JD candidates may earn Recognition of a JD Concentration in National Security and U.S. Foreign Relations Law by successfully completing (i.e., receiving a grade of C- or better) 14 credits of National Security and U.S. Foreign Relations Law Advanced Courses (listed in the practice area on p. 96 of the Law School Bulletin as modified in the Spring 21 Bulletin Supplement), including two required courses—National Security Law (6870) and U.S. Foreign Relations Law (6871)—and two credits graded on the basis of a research paper that meets the standards for the Law School’s legal writing requirement, either written in conjunction with one of the Foundation Courses or Advanced Courses in the practice area or with advance approval of the program director, written for a journal, independent legal writing, or a course that is not included in the Foundation Courses or Advanced Courses lists or on a national security and U.S. foreign relations law topic. Up to two credits earned through a national security-related Field Placement (6668) may count toward the concentration credits, with approval of the program director.
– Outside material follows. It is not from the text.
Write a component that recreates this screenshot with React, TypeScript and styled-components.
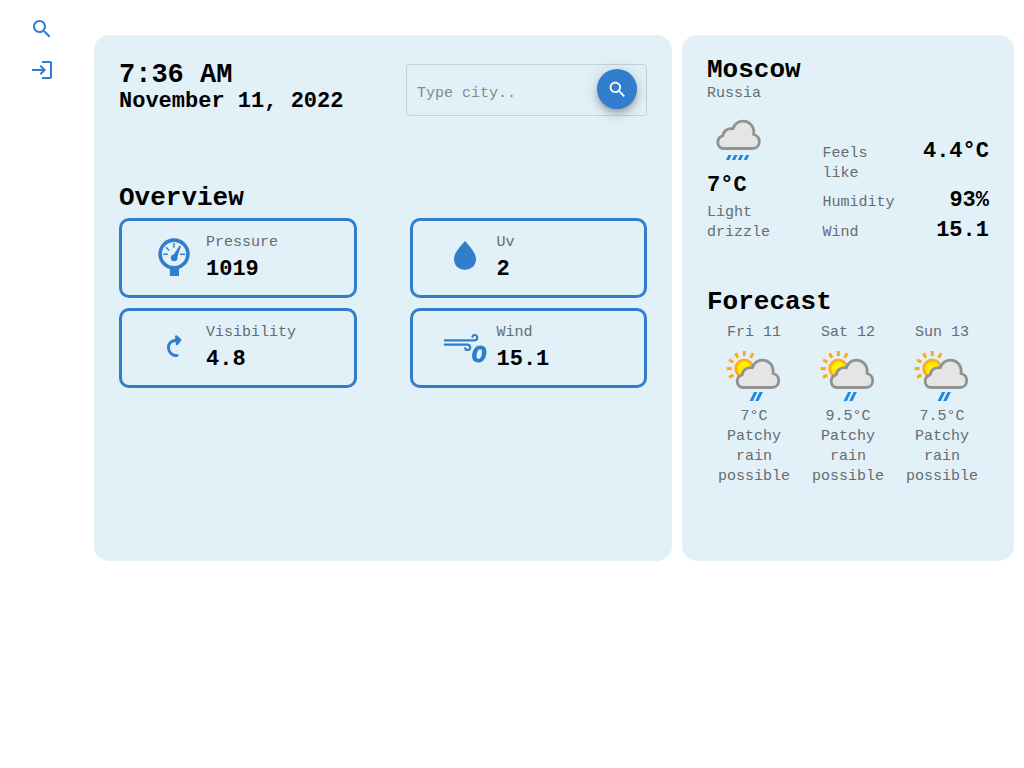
import React from "react";
import styled, { createGlobalStyle } from "styled-components";

const BLUE = "#317ecd";
const PANEL = "#e2f1f8";
const MUTED = "#666c6f";

const GlobalStyle = createGlobalStyle`
  * { box-sizing: border-box; }
  body {
    margin: 0;
    background: #fff;
    color: #000;
    font-family: "Liberation Mono", "DejaVu Sans Mono", monospace;
    font-size: 15px;
    line-height: 20px;
  }
  h1, h2, p, dl, dt, dd, ul { margin: 0; padding: 0; }
  ul { list-style: none; }
  svg { display: block; }
`;

const Page = styled.div`
  display: grid;
  grid-template-columns: 84px minmax(0, 1fr);
`;

const Sidebar = styled.nav`
  display: flex;
  flex-direction: column;
  align-items: center;
  gap: 17px;
  padding-top: 17px;
`;

const NavLink = styled.a`
  color: ${BLUE};
`;

const Main = styled.main`
  display: grid;
  grid-template-columns: minmax(0, 1fr) 332px;
  gap: 10px;
  padding: 35px 10px 10px;
`;

const Panel = styled.section`
  background: ${PANEL};
  border-radius: 15px;
  padding: 24px 25px 74px;
`;

const Header = styled.header`
  display: flex;
  justify-content: space-between;
  align-items: flex-start;
  padding-top: 2px;
  margin-bottom: 66px;
`;

const Clock = styled.p`
  font-size: 27px;
  line-height: 28px;
  font-weight: 700;
`;

const DateText = styled.p`
  font-size: 22px;
  line-height: 26px;
  font-weight: 700;
`;

const SearchBox = styled.form`
  display: flex;
  align-items: flex-start;
  width: 241px;
  height: 52px;
  margin-top: 3px;
  padding: 4px 9px 4px 10px;
  border: 1px solid #c3d0d6;
  border-radius: 4px;
`;

const SearchInput = styled.input`
  flex: 1;
  min-width: 0;
  height: 42px;
  padding: 7px 0 0;
  border: 0;
  outline: 0;
  background: transparent;
  font: inherit;
  &::placeholder { color: #83898c; opacity: 1; }
`;

const RoundButton = styled.button`
  display: flex;
  align-items: center;
  justify-content: center;
  width: 40px;
  height: 40px;
  padding: 0;
  border: 0;
  border-radius: 50%;
  background: ${BLUE};
  color: #fff;
  box-shadow: 0 3px 5px -1px rgba(0, 0, 0, 0.2), 0 6px 10px rgba(0, 0, 0, 0.14),
    0 1px 18px rgba(0, 0, 0, 0.12);
`;

const Title = styled.h2<{ $city?: boolean }>`
  font-size: 26px;
  line-height: ${(p) => (p.$city ? "22px" : "32px")};
  margin-bottom: ${(p) => (p.$city ? "3px" : "0")};
  font-weight: 700;
`;

const CardGrid = styled.div`
  display: grid;
  grid-template-columns: 1fr 1fr;
  gap: 10px 53px;
  margin-top: 4px;
`;

const Card = styled.article`
  display: flex;
  align-items: center;
  gap: 10px;
  height: 80px;
  padding-left: 30px;
  border: 3px solid ${BLUE};
  border-radius: 10px;
  color: ${BLUE};
`;

const Label = styled.p`
  color: ${MUTED};
`;

const Value = styled.p`
  color: #000;
  font-size: 22px;
  line-height: 26px;
  font-weight: 700;
`;

const CardText = styled.div`
  display: grid;
  gap: 4px;
`;

const Current = styled.div`
  display: grid;
  grid-template-columns: 41% 59%;
  align-items: start;
  margin: 4px 0 42px;
`;

const Conditions = styled.div`
  padding-right: 20px;
  ${Value} { margin: 1px 0 4px; }
`;

const Details = styled.dl`
  display: grid;
  gap: 4px;
  padding-top: 31px;
`;

const Detail = styled.div`
  display: grid;
  grid-template-columns: 1fr 1fr;
  dt { color: ${MUTED}; padding-top: 5px; }
  dd { font-size: 22px; line-height: 26px; font-weight: 700; text-align: right; }
`;

const ForecastList = styled.ul`
  display: grid;
  grid-template-columns: repeat(3, 1fr);
  margin-top: 5px;
  color: ${MUTED};
  text-align: center;
`;

const Day = styled.li`
  display: flex;
  flex-direction: column;
  align-items: center;
  padding: 0 10px;
`;

const SearchIcon = ({ size }: { size: number }) => (
  <svg width={size} height={size} viewBox="0 0 24 24" fill="currentColor" aria-hidden="true">
    <path d="M15.5 14h-.79l-.28-.27C15.41 12.59 16 11.11 16 9.5 16 5.91 13.09 3 9.5 3S3 5.91 3 9.5 5.91 16 9.5 16c1.61 0 3.09-.59 4.23-1.57l.27.28v.79l5 4.99L20.49 19l-4.99-5zm-6 0C7.01 14 5 11.99 5 9.5S7.01 5 9.5 5 14 7.01 14 9.5 11.99 14 9.5 14z" />
  </svg>
);

const LoginIcon = () => (
  <svg width="24" height="24" viewBox="0 0 24 24" fill="currentColor" aria-hidden="true">
    <path d="M11 7 9.6 8.4l2.6 2.6H2v2h10.2l-2.6 2.6L11 17l5-5-5-5zm9 12h-8v2h8c1.1 0 2-.9 2-2V5c0-1.1-.9-2-2-2h-8v2h8v14z" />
  </svg>
);

const icons = {
  gauge: (
    <>
      <circle cx="22" cy="18" r="13.9" fill="none" stroke="currentColor" strokeWidth="3.6" />
      <path d="M17.8 30h9.2v10h-9.2z" />
      <path d="M11.2 18.2h4.6M28 18.2h5M21.9 7v4.8M14 11.2l3.2 3.2" stroke="currentColor" strokeWidth="1.4" />
      <circle cx="22.2" cy="21.8" r="3.4" />
      <path d="M20.4 20.5 27.7 9.6l1.2.6-4.2 12.4z" />
    </>
  ),
  drop: <path d="M22 5C18.5 9.5 11 16 11 23.2 11 29.6 16 33.7 22 33.7s11-4.1 11-10.5C33 16 25.5 9.5 22 5z" />,
  turn: (
    <>
      <path d="M25.2 29.6C19.5 29.6 16.4 25.8 16.4 21.6C16.4 17 20 14.2 25 14.2" fill="none" stroke="currentColor" strokeWidth="2.9" strokeLinecap="round" />
      <path d="M24.2 10.4 28.2 14 25 18z" stroke="currentColor" strokeWidth="2.4" strokeLinejoin="round" />
    </>
  ),
  wind: (
    <>
      <path d="M1.8 14.4H31.2C35.2 14.4 35.2 9 31.7 9C30.3 9 29.5 9.8 29.5 10.8M1.8 18.7H24C28.2 18.7 28.2 24 24.6 24C23.2 24 22.3 23.3 22.3 22.2" fill="none" stroke="currentColor" strokeWidth="2.2" strokeLinecap="round" />
      <path
        fillRule="evenodd"
        d="M37.4 19.6C41.6 19.6 44 22.4 43.4 27.2C42.7 33 39.7 36.5 35.2 36.5C30.9 36.5 28.5 33.6 29.2 28.6C30 23 33 19.6 37.4 19.6zM37 23.2C35 23.2 34.1 25.5 33.7 28.6C33.3 31.5 33.6 33 35.5 33C37.5 33 38.5 30.7 38.9 27.6C39.3 24.6 38.9 23.2 37 23.2z"
      />
    </>
  ),
};

const MetricIcon = ({ name }: { name: keyof typeof icons }) => (
  <svg width="44" height="44" viewBox="0 0 44 44" fill="currentColor" overflow="visible" aria-hidden="true">
    {icons[name]}
  </svg>
);

const Cloud = () => (
  <path
    d="M21 45.5C17.4 45.5 15.2 42.8 15.2 39.6C15.2 36.2 17.3 33.6 20.2 32.9C20.5 28.5 24.5 24.9 30.3 25.8C32 21 36 18.2 40.5 18.2C46.5 18.2 51 22.8 51.2 28.5L51 31.5C54.5 32.5 56.7 35 56.7 38.5C56.7 42.5 54 45.5 50 45.5Z"
    fill="#e6e5e6"
    stroke="#929292"
    strokeWidth="2.8"
    strokeLinejoin="round"
  />
);

const DrizzleIcon = () => (
  <svg width="64" height="64" viewBox="0 0 64 64" role="img" aria-label="Light drizzle">
    <g transform="translate(-4.4 -5)"><Cloud /></g>
    {[19, 24.9, 30.8, 36.7].map((x) => (
      <path key={x} d={`M${x} 52l2.4-5h3.2l-2.4 5z`} fill="#1e88e5" />
    ))}
  </svg>
);

const SunRainIcon = () => (
  <svg width="64" height="64" viewBox="0 1 64 64" role="img" aria-label="Patchy rain possible">
    {[-120, -90, -60, -30, 0, 30].map((angle) => (
      <path key={angle} d="M22.3 9v5" stroke="#ffa91a" strokeWidth="3" transform={`rotate(${angle} 22.3 26.6)`} />
    ))}
    <circle cx="22.3" cy="26.6" r="8.6" fill="#ffee00" stroke="#ffae17" strokeWidth="2.9" />
    <Cloud />
    <path d="M27.6 59l4.4-9h3.3l-4.4 9zM33.2 59l4.4-9h3.3l-4.4 9z" fill="#1e88e5" />
  </svg>
);

const metrics: { icon: keyof typeof icons; label: string; value: string }[] = [
  { icon: "gauge", label: "Pressure", value: "1019" },
  { icon: "drop", label: "Uv", value: "2" },
  { icon: "turn", label: "Visibility", value: "4.8" },
  { icon: "wind", label: "Wind", value: "15.1" },
];

const details = [
  ["Feels like", "4.4°C"],
  ["Humidity", "93%"],
  ["Wind", "15.1"],
];

const forecast = [
  ["Fri 11", "7°C"],
  ["Sat 12", "9.5°C"],
  ["Sun 13", "7.5°C"],
];

export default function App() {
  return (
    <Page>
      <GlobalStyle />
      <Sidebar aria-label="Main">
        <NavLink href="#search" aria-label="Search"><SearchIcon size={24} /></NavLink>
        <NavLink href="#login" aria-label="Log in"><LoginIcon /></NavLink>
      </Sidebar>
      <Main>
        <Panel>
          <Header>
            <div>
              <Clock>7:36 AM</Clock>
              <DateText>November 11, 2022</DateText>
            </div>
            <SearchBox role="search" onSubmit={(e) => e.preventDefault()}>
              <SearchInput aria-label="City" placeholder="Type city.." />
              <RoundButton type="submit" aria-label="Search city"><SearchIcon size={21} /></RoundButton>
            </SearchBox>
          </Header>
          <Title>Overview</Title>
          <CardGrid>
            {metrics.map((m) => (
              <Card key={m.label}>
                <MetricIcon name={m.icon} />
                <CardText>
                  <Label>{m.label}</Label>
                  <Value>{m.value}</Value>
                </CardText>
              </Card>
            ))}
          </CardGrid>
        </Panel>
        <Panel>
          <Title as="h1" $city>Moscow</Title>
          <Label>Russia</Label>
          <Current>
            <Conditions>
              <DrizzleIcon />
              <Value>7°C</Value>
              <Label>Light drizzle</Label>
            </Conditions>
            <Details>
              {details.map(([label, value]) => (
                <Detail key={label}>
                  <dt>{label}</dt>
                  <dd>{value}</dd>
                </Detail>
              ))}
            </Details>
          </Current>
          <Title>Forecast</Title>
          <ForecastList>
            {forecast.map(([day, temp]) => (
              <Day key={day}>
                <p>{day}</p>
                <SunRainIcon />
                <p>{temp}</p>
                <p>Patchy rain possible</p>
              </Day>
            ))}
          </ForecastList>
        </Panel>
      </Main>
    </Page>
  );
}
Note: students cannot obtain concentrations in both National Security & U.S. Foreign Relations Law and International and Comparative Law or National Security & U.S. Foreign Relations Law and National Security & Cybersecurity Law.

Courses

Foundation Courses

  • National Security Law (6870)
  • U.S. Foreign Relations Law (6871)

Advanced Courses

 

  • Litigation with the Federal Government (6240)
  • Admiralty (6293)
  • Reading Group (Crisis and Legal Controversy in the CIA) (6351)
  • Reading Group (Disinformation and National Security) (6351)
  • Immigration Criminal Enforcement (6367)
  • Computer Crime (6369)
  • Law of Separation of Powers (6384)
  • Legislation (6416)
  • Congressional Investigations Seminar (6420)
  • Veterans Law (6423)
  • Veterans Advocacy (6428)
  • Information Privacy Law (6486)
  • International Law (6520)
  • International Money Laundering, Corruption, and Terrorism (6521)
  • Immigration Law (6538)
  • Refugee and Asylum Law (6540)
  • International Law of Human Rights (6546)
  • Space Law (6548)
  • Law of the Sea (6550)
  • Law of War (6552)

 

  • U.S. Export Control Law and Regulation (6553)
  • International Criminal Law (6554)
  • Nation Building and the Rule of Law (6559)
  • Public International Law Seminar (6562)**
  • Field Placement (6668)
  • Selected Topics in National Security Law (6869)**
  • National Security Law Seminar (6872)**
  • Military Justice (6873)
  • Comparative Military Law (6874)
  • Counterterrorism Law (6875)
  • Homeland Security Law and Policy (6876)
  • Nuclear Nonproliferation Law and Policy (6877)
  • Intelligence Law (6878)
  • Cybersecurity Law and Policy (6879)
  • Disaster Law (6880)
  • Artificial Intelligence Law and Policy (6881)
  • Foreign Intelligence Surveillance Act (6882)
  • Counterintelligence Law and Policy (6883)
  • Technology Foundations for Cybersecurity (6884)
  • Transnational Security (6885)
  • Domestic Terrorism (6886)

**For 2021–2022, Public International Law Seminars may include Arms Control; National Security Law Seminars may include Internal Investigations, Modern Politics, and the Office of the Inspector General; and Selected Topics in National Security Law may include Guantanamo Bay Detention: Ethics, Law & Policy, Foreign Access to U.S. Technology, Law of Secrecy, and Problems Trying Terrorists.

 


LLM Degree

All candidates for the LLM degree must complete a total of 24 credit hours, including coursework that satisfies the written work requirement. Those working towards a specialized degree must complete the minimum required number of hours in courses listed for that program. Related courses are recommended for the remaining course work.